Four die in Sudan army operation in Muglad, West Kordofan

Herders guide their cattle to a water point in South Darfur (File photo: Albert González Farran / UNAMID)

Two members of the Sudan Armed Forces (SAF) and two civilians were killed in Muglad, West Kordofan, on Wednesday, after an army unit arrived at the town ‘to maintain security’. Misseriya tribal leaders say they do not need the army to protect the town.

Residents of Muglad reported a cautious calm in the town yesterday to Radio Dabanga, after a gunfight between SAF soldiers and armed civilians on Wednesday, that left four people dead, and seven others injured.

They said that an army unit “consisting of a large number of vehicles arrived from Babanousa on Wednesday morning to maintain security and began confiscating motorcycles* without prior notification”.

When a man violently protested the seizure of his motorcycle near the town market, the dispute developed into a firefight that led to the killing of the unit’s commander, an officer with the rank of major, and a soldier. The soldiers then began to randomly shoot around them, killing two civilians, and wounding seven others.

Muglad and its surroundings form one of the strongholds of the Misseriya Arab cattle herders tribe. Misseriya Emir Hamdi El Doud told Radio Dabanga that they held a meeting in Muglad on Thursday for all leaders of the tribe in the area, to contain the situation after the violent incident in the town.

“The participants discussed the situation and appealed to the residents of the town to keep calm and not ruin their country with their own hands,” he said. “They said that whoever wants to fight should go to Khartoum.

He called on the army “to stay away from residential areas”.

Emir Mukhtar Babu explained that the SAF previously asked the Misseriya native administration** leaders in Muglad for authorisation to enter the town “to implement the order to prevent motorcycles”, but that they refused to comply.

“No official body in the town, including the native administration was notified about the dispatch of a military unit from Babanusa on Wednesday,” he explained.

“I clearly informed the army command in Babanusa that we don’t need army soldiers in Muglad, as we are capable of protecting the town by ourselves,” he said.

In end July, more than 40 people were killed in clashes between the Rapid Support Forces (RSF) and members of the Kababish Arab camel herders tribe in Jabret El Sheikh in North Kordofan.


* Armed bandits in Darfur, mainly originating from Arab herders’ tribes, traditionally used camels and horses as means of transport in the region. Since around 2010, reports about “janjaweed riding on motorcycles” began to appear. The use of these two-seater vehicles grew through the years, leading to repeated decisions by the authorities in Darfur to prohibit motorcycles.

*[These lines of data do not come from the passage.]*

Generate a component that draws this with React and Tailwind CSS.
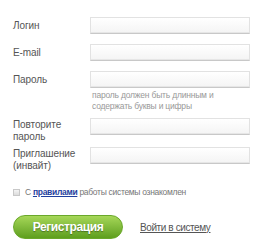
import { useState } from "react";

const inputCls =
  "w-[160px] h-[17px] border border-[#e2e2e2] border-b-[#c8c8c8] bg-gradient-to-b from-white to-[#f4f4f4] shadow-[inset_0_-1px_0_#e6e6e6] outline-none";

function Row({ label, children, tall }) {
  return (
    <div className={`flex ${tall ? "items-start" : "items-center"}`}>
      <label className="w-[77px] text-[10px] tracking-[-0.1px] leading-[12px] text-[#555] pt-[1px]">
        {label}
      </label>
      {children}
    </div>
  );
}

export default function App() {
  const [agree, setAgree] = useState(false);

  return (
    <div className="w-[274px] h-[252px] bg-white pl-[13px] pt-[17px] font-['Liberation_Sans',Arial,sans-serif]">
      <div className="flex flex-col gap-[10px]">
        <Row label="Логин">
          <input className={inputCls} />
        </Row>
        <Row label="E-mail">
          <input className={inputCls} />
        </Row>
        <div>
          <Row label="Пароль">
            <input type="password" className={inputCls} />
          </Row>
          <p className="ml-[79px] mt-[2px] text-[8.5px] tracking-[-0.2px] leading-[11px] text-[#999]">
            пароль должен быть длинным и
            <br />
            содержать буквы и цифры
          </p>
        </div>
      </div>

      <div className="flex flex-col gap-[4px] mt-[6px]">
        <Row label={<>Повторите<br />пароль</>} tall>
          <input type="password" className={inputCls} />
        </Row>
        <Row label={<>Приглашение<br />(инвайт)</>} tall>
          <input className={inputCls} />
        </Row>
      </div>

      {/* Agreement */}
      <div className="flex items-center mt-[14px] text-[8.5px] tracking-[-0.3px] leading-[12px] text-[#777]">
        <button
          onClick={() => setAgree(!agree)}
          className="w-[7px] h-[7px] border border-[#c8c8c8] bg-gradient-to-b from-[#f4f4f4] to-[#dcdcdc] mr-[5px]"
        />
        <span>
          С{" "}
          <a href="#" className="text-[#1f3f9e] font-semibold underline">
            правилами
          </a>{" "}
          работы системы ознакомлен
        </span>
      </div>

      {/* Buttons */}
      <div className="flex items-center mt-[17px]">
        <button className="w-[110px] h-[24px] rounded-full border border-[#6aa82a] bg-gradient-to-b from-[#a6d758] to-[#5e9f1c] text-white text-[12px] tracking-[-0.4px] font-bold [text-shadow:0_1px_1px_rgba(0,0,0,0.35)]">
          Регистрация
        </button>
        <a href="#" className="ml-[17px] text-[10px] tracking-[-0.4px] text-[#555] underline">
          Войти в систему
        </a>
      </div>
    </div>
  );
}
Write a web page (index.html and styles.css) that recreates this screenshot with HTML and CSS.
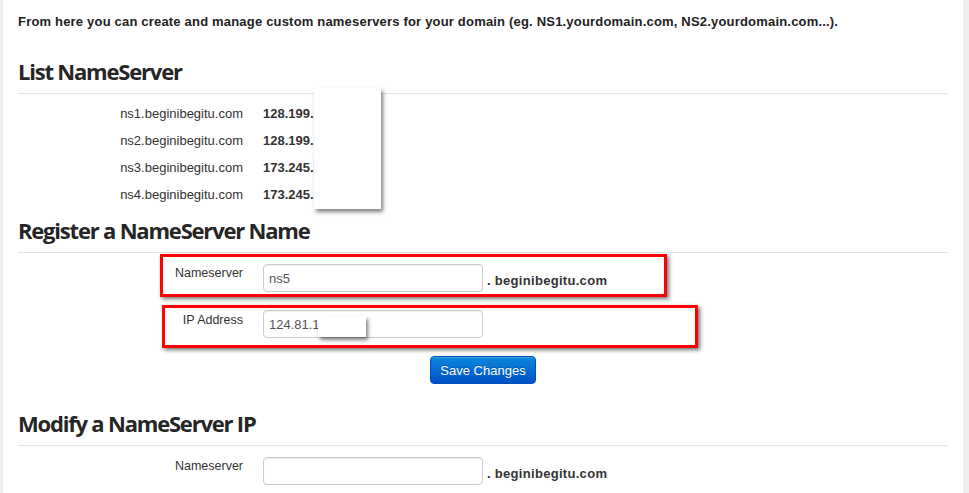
FILE: index.html
```html
<!DOCTYPE html>
<html lang="en">
<head>
    <meta charset="UTF-8">
    <title>Manage Private Nameservers</title>
    <link rel="stylesheet" href="styles.css">
</head>
<body>
    <div class="page">
        <p class="intro">From here you can create and manage custom nameservers for your domain (eg. NS1.yourdomain.com, NS2.yourdomain.com...).</p>

        <section class="block list-block">
            <h2 class="block-title">List NameServer</h2>
            <div class="ns-list">
                <div class="ns-row"><span class="ns-name">ns1.beginibegitu.com</span><span class="ns-ip">128.199.2</span></div>
                <div class="ns-row"><span class="ns-name">ns2.beginibegitu.com</span><span class="ns-ip">128.199.2</span></div>
                <div class="ns-row"><span class="ns-name">ns3.beginibegitu.com</span><span class="ns-ip">173.245.5</span></div>
                <div class="ns-row"><span class="ns-name">ns4.beginibegitu.com</span><span class="ns-ip">173.245.5</span></div>
            </div>
            <div class="mask mask-list"></div>
        </section>

        <section class="block register-block">
            <h2 class="block-title">Register a NameServer Name</h2>
            <form class="ns-form">
                <div class="form-row">
                    <label class="form-label">Nameserver</label>
                    <input class="form-input" type="text" value="ns5">
                    <span class="suffix">. beginibegitu.com</span>
                </div>
                <div class="form-row">
                    <label class="form-label label-ip">IP Address</label>
                    <input class="form-input" type="text" value="124.81.1">
                </div>
                <div class="form-actions">
                    <button class="btn-primary" type="button">Save Changes</button>
                </div>
            </form>
            <!-- annotation boxes from the screenshot -->
            <div class="mark mark-one"></div>
            <div class="mark mark-two"></div>
            <div class="mask mask-ip"></div>
        </section>

        <section class="block modify-block">
            <h2 class="block-title">Modify a NameServer IP</h2>
            <form class="ns-form">
                <div class="form-row">
                    <label class="form-label">Nameserver</label>
                    <input class="form-input" type="text" value="">
                    <span class="suffix">. beginibegitu.com</span>
                </div>
            </form>
        </section>
    </div>
</body>
</html>
```

FILE: styles.css
```css
:root {
    --text-color: #333;
    --rule-color: #e2e2e2;
    --mark-color: #ff0000;
}

html, body {
    height: 100%;
}

body {
    margin: 0;
    background-color: #eeeeee;
    font-family: "Liberation Sans", Arial, sans-serif;
    font-size: 13px;
    color: var(--text-color);
    overflow: hidden;
}

.page {
    position: relative;
    margin-left: 3px;
    width: 930px;
    min-height: 100%;
    padding: 0 15px;
    background-color: #fff;
}

.intro {
    margin: 0;
    padding-top: 12px;
    line-height: 20px;
    font-weight: bold;
    letter-spacing: 0.19px;
    color: #222;
}

.block {
    position: relative;
}

.block-title {
    margin: 0;
    padding-bottom: 7px;
    border-bottom: 1px solid var(--rule-color);
    font-family: "Open Sans", sans-serif;
    font-size: 22px;
    font-weight: 700;
    line-height: 30px;
    letter-spacing: -1.2px;
    color: #262626;
}

.list-block {
    margin-top: 24px;
}

.ns-list {
    padding-top: 6px;
}

.ns-row {
    display: flex;
    height: 27px;
    align-items: center;
}

.ns-name {
    width: 225px;
    text-align: right;
}

.ns-ip {
    margin-left: 20px;
    font-weight: bold;
}

.register-block {
    margin-top: 7px;
}

.modify-block {
    margin-top: 24px;
}

.ns-form {
    padding-top: 11px;
}

.form-row {
    display: flex;
    align-items: flex-start;
    margin-bottom: 18px;
}

.form-label {
    width: 225px;
    text-align: right;
    font-size: 12.5px;
    line-height: 18px;
}

.label-ip {
    padding-top: 1px;
}

.form-input {
    box-sizing: border-box;
    width: 220px;
    height: 28px;
    margin: 0 0 0 20px;
    padding: 4px 5px;
    border: 1px solid #cccccc;
    border-radius: 4px;
    box-shadow: inset 0 1px 1px rgba(0,0,0,0.075);
    font-family: inherit;
    font-size: 13px;
    color: #555;
}

.suffix {
    margin-left: 4px;
    padding-top: 8px;
    line-height: 18px;
    font-weight: bold;
    letter-spacing: 0.3px;
}

.form-actions {
    text-align: center;
}

.btn-primary {
    width: 106px;
    height: 28px;
    padding: 0;
    border: 1px solid #0050b8;
    border-radius: 4px;
    background-image: linear-gradient(to bottom, #0a88dc, #0051c6);
    color: #fff;
    font-family: inherit;
    font-size: 13px;
    text-shadow: 0 -1px 0 rgba(0,0,0,0.25);
    box-shadow: inset 0 1px 0 rgba(255,255,255,0.2);
}

.mark {
    position: absolute;
    border: 3px solid var(--mark-color);
    box-shadow: 2px 2px 4px rgba(0,0,0,0.55);
}

.mark-one {
    left: 142px;
    top: 39px;
    width: 501px;
    height: 37px;
}

.mark-two {
    left: 144px;
    top: 90px;
    width: 530px;
    height: 37px;
}

.mask {
    position: absolute;
    background-color: #fff;
    box-shadow: 2px 3px 4px rgba(0,0,0,0.5);
}

.mask-list {
    left: 296px;
    top: 32px;
    width: 67px;
    height: 121px;
}

.mask-ip {
    left: 300px;
    top: 101px;
    width: 48px;
    height: 21px;
}
```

** The Native Administration was instituted by British colonial authorities seeking a pragmatic system of governance that allowed for effective control with limited oversight by the state. The state-appointed tribal leaders were also responsible for executing policies, collecting taxes, and mobilising labour on behalf of the central government. According to the Darfur Bar Association (DBA), the Native Administration during the 30-year rule of dictator Omar Al Bashir did not represent the real community leaders.